PROMPT
Exclude pictures. Extract exactly the lines from the one that contains "Clone this screenshot" down to the one that contains "const steps = [0, 1, 2, 3, 4, 5, 6]", both included.
--- START DATASET RECORDS ---
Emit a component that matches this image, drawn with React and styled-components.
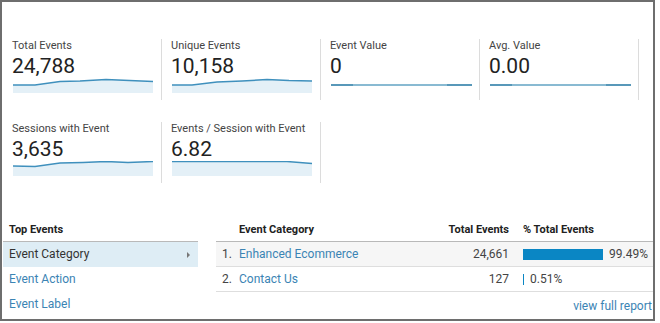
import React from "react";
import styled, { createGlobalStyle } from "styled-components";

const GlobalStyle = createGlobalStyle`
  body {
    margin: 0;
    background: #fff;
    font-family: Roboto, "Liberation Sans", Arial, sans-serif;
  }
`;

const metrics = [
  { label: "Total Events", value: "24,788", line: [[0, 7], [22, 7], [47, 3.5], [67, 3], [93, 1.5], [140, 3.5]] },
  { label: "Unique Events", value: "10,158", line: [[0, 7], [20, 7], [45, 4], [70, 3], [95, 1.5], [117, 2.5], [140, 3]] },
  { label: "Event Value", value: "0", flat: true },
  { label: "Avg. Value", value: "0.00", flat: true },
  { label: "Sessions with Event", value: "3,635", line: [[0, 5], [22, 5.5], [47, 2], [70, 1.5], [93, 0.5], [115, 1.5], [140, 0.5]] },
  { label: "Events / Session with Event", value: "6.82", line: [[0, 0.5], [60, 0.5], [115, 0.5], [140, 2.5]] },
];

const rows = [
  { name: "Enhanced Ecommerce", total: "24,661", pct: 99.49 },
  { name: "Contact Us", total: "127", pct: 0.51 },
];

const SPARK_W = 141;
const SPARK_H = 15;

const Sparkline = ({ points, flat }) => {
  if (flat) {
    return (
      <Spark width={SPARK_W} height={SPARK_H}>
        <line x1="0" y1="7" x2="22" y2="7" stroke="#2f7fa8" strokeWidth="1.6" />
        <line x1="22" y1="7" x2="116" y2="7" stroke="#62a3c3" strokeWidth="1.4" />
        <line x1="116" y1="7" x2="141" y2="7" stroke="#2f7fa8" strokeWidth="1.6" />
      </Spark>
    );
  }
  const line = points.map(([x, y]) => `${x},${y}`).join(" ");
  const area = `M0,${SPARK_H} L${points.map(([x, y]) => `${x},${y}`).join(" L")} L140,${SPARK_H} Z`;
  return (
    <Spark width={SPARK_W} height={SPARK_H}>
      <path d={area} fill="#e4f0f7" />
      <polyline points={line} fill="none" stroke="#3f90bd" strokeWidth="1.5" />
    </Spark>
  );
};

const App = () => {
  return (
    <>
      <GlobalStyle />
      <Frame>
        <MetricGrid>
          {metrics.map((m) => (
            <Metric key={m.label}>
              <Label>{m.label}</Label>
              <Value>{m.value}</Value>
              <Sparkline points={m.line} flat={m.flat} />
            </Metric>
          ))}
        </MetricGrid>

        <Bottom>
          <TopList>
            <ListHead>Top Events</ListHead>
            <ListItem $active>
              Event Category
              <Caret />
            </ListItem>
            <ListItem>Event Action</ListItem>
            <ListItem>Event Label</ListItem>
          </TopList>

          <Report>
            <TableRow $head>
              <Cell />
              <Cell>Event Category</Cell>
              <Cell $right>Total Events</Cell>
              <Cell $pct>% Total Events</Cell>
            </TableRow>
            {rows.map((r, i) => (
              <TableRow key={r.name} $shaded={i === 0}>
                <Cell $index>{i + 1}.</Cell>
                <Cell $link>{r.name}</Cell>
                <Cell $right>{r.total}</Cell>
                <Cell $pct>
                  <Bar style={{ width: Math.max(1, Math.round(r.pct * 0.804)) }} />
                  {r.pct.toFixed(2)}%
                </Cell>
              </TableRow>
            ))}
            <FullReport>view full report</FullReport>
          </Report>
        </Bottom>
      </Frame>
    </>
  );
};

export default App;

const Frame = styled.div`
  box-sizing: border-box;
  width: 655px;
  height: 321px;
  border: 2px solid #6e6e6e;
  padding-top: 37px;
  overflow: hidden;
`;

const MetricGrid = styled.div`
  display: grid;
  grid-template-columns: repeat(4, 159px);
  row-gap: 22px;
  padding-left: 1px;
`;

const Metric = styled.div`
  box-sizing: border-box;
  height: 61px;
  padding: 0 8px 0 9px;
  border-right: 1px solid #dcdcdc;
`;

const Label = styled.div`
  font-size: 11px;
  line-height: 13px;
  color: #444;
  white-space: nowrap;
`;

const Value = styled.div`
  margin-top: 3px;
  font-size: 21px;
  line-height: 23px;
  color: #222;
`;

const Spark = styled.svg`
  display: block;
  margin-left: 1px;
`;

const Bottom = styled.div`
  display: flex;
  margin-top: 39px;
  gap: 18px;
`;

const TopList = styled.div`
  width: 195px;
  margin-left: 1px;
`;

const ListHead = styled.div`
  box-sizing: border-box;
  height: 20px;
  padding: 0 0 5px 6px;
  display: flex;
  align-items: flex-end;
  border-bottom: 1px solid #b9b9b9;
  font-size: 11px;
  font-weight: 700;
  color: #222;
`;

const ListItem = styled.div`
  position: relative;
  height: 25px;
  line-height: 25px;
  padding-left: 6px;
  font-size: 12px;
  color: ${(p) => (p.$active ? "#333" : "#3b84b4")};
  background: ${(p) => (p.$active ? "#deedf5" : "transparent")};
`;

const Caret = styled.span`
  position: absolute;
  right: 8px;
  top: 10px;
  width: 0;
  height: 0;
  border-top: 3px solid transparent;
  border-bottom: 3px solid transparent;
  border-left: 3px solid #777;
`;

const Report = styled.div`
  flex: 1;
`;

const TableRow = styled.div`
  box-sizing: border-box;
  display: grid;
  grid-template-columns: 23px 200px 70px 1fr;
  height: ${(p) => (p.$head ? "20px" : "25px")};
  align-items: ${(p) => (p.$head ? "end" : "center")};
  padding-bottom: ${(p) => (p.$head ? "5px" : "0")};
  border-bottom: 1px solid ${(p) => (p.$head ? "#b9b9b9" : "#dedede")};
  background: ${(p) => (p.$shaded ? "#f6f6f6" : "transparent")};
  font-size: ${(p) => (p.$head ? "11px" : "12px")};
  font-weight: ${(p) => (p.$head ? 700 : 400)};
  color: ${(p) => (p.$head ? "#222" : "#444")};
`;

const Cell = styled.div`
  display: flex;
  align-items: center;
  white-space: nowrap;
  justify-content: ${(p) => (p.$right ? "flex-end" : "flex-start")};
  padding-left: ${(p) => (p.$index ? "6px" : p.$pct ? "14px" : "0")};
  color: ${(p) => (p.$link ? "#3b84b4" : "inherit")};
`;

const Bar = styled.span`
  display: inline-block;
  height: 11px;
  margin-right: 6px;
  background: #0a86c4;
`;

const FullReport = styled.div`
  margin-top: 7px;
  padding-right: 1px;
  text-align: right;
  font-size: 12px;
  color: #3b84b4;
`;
--- END DATASET RECORDS ---
--- START DATASET RECORDS ---
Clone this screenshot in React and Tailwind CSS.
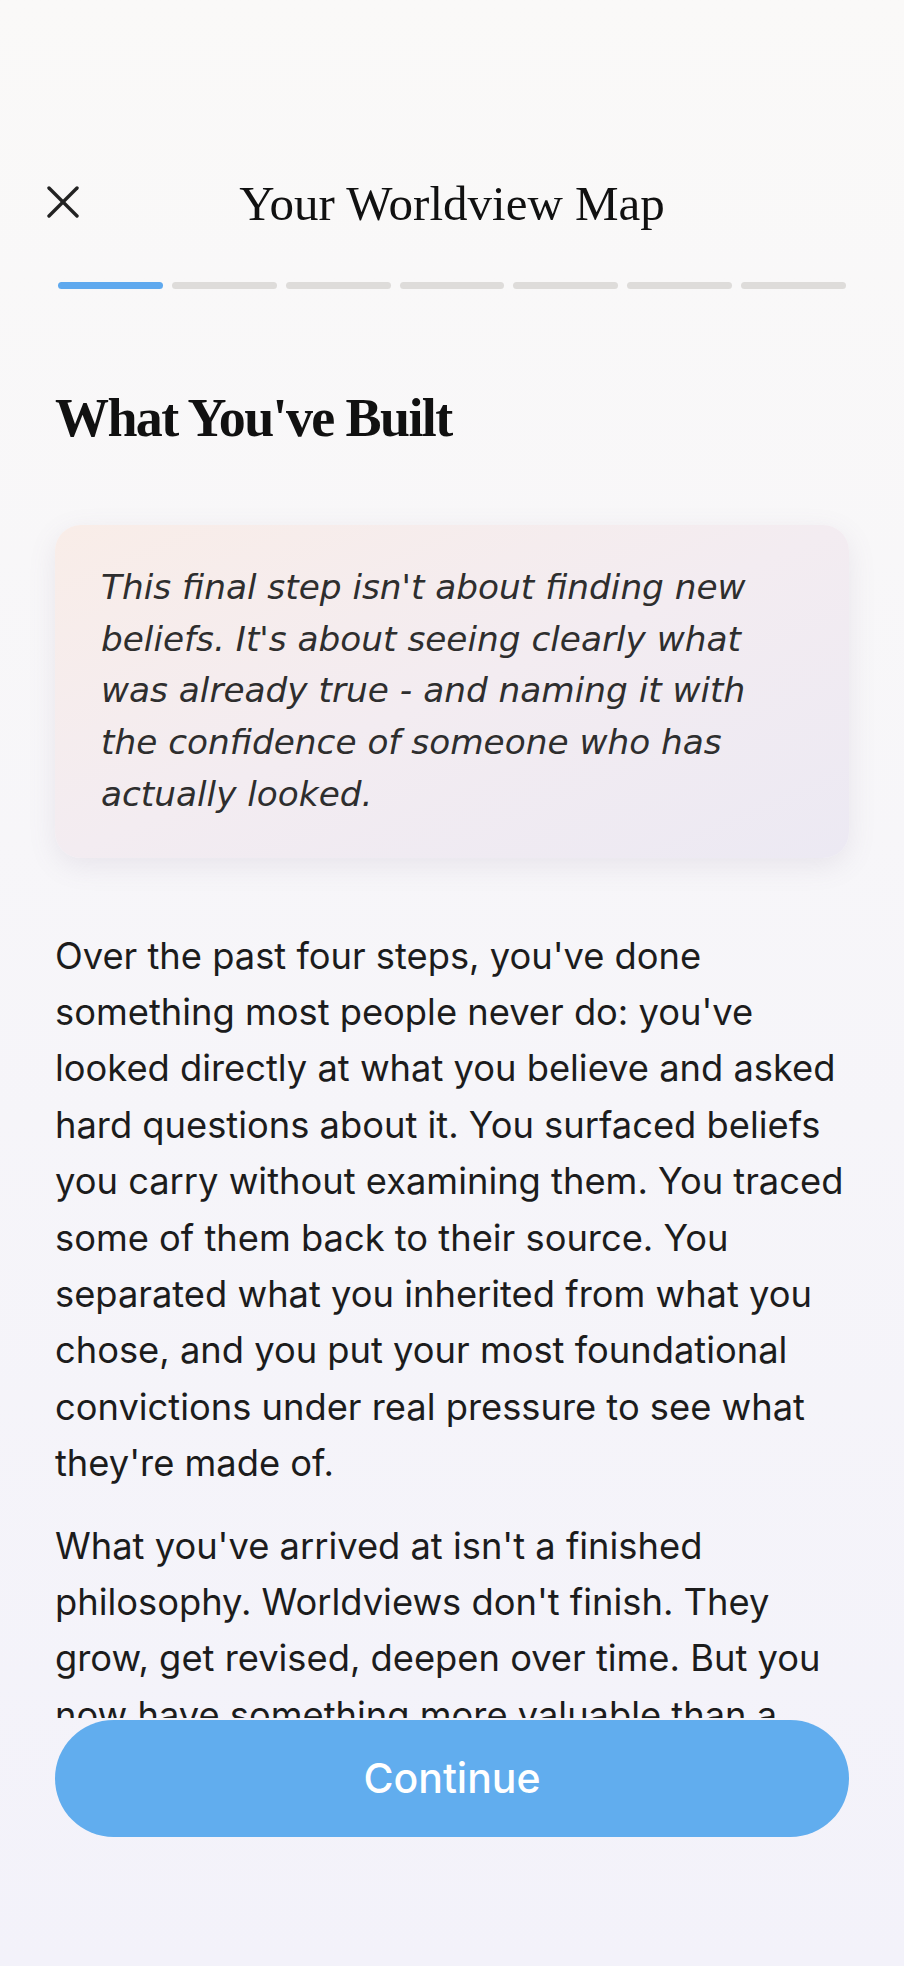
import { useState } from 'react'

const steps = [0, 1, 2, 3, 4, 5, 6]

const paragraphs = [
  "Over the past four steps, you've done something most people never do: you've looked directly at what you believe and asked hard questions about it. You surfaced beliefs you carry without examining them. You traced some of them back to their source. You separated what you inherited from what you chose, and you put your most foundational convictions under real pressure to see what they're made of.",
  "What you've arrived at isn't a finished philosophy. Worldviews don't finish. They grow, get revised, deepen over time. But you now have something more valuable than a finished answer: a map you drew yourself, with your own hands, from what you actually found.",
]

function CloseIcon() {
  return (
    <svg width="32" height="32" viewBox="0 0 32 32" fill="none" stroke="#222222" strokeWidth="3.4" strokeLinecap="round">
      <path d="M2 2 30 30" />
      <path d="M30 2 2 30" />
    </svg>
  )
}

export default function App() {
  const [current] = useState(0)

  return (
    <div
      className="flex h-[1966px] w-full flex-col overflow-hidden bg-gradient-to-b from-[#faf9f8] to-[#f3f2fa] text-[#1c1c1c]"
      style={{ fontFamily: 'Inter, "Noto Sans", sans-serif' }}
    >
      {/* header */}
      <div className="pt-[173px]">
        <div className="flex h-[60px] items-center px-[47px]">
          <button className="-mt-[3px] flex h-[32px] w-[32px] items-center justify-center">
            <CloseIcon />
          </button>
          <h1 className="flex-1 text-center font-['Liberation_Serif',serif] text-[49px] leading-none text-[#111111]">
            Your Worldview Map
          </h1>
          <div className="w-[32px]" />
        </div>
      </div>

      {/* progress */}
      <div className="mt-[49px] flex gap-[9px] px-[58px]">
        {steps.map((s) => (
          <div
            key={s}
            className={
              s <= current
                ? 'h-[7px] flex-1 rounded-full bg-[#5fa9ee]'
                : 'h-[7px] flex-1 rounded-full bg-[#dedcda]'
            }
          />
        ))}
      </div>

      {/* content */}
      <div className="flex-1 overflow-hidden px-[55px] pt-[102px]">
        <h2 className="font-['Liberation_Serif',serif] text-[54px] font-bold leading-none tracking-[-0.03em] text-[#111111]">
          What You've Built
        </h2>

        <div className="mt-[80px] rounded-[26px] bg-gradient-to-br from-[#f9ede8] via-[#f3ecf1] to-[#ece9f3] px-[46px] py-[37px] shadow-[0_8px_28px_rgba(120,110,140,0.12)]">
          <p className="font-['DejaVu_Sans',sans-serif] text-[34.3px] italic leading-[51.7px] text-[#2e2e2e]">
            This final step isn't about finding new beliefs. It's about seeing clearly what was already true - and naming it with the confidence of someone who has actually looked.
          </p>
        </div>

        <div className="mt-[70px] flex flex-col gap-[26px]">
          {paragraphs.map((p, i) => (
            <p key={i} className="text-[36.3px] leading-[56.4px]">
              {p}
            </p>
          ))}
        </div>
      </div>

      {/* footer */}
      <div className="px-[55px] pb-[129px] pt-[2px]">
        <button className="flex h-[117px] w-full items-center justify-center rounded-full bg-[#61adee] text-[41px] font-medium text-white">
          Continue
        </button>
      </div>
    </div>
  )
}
--- END DATASET RECORDS ---
WRITTEN SOLUTION
Clone this screenshot in React and Tailwind CSS.
import { useState } from 'react'

const steps = [0, 1, 2, 3, 4, 5, 6]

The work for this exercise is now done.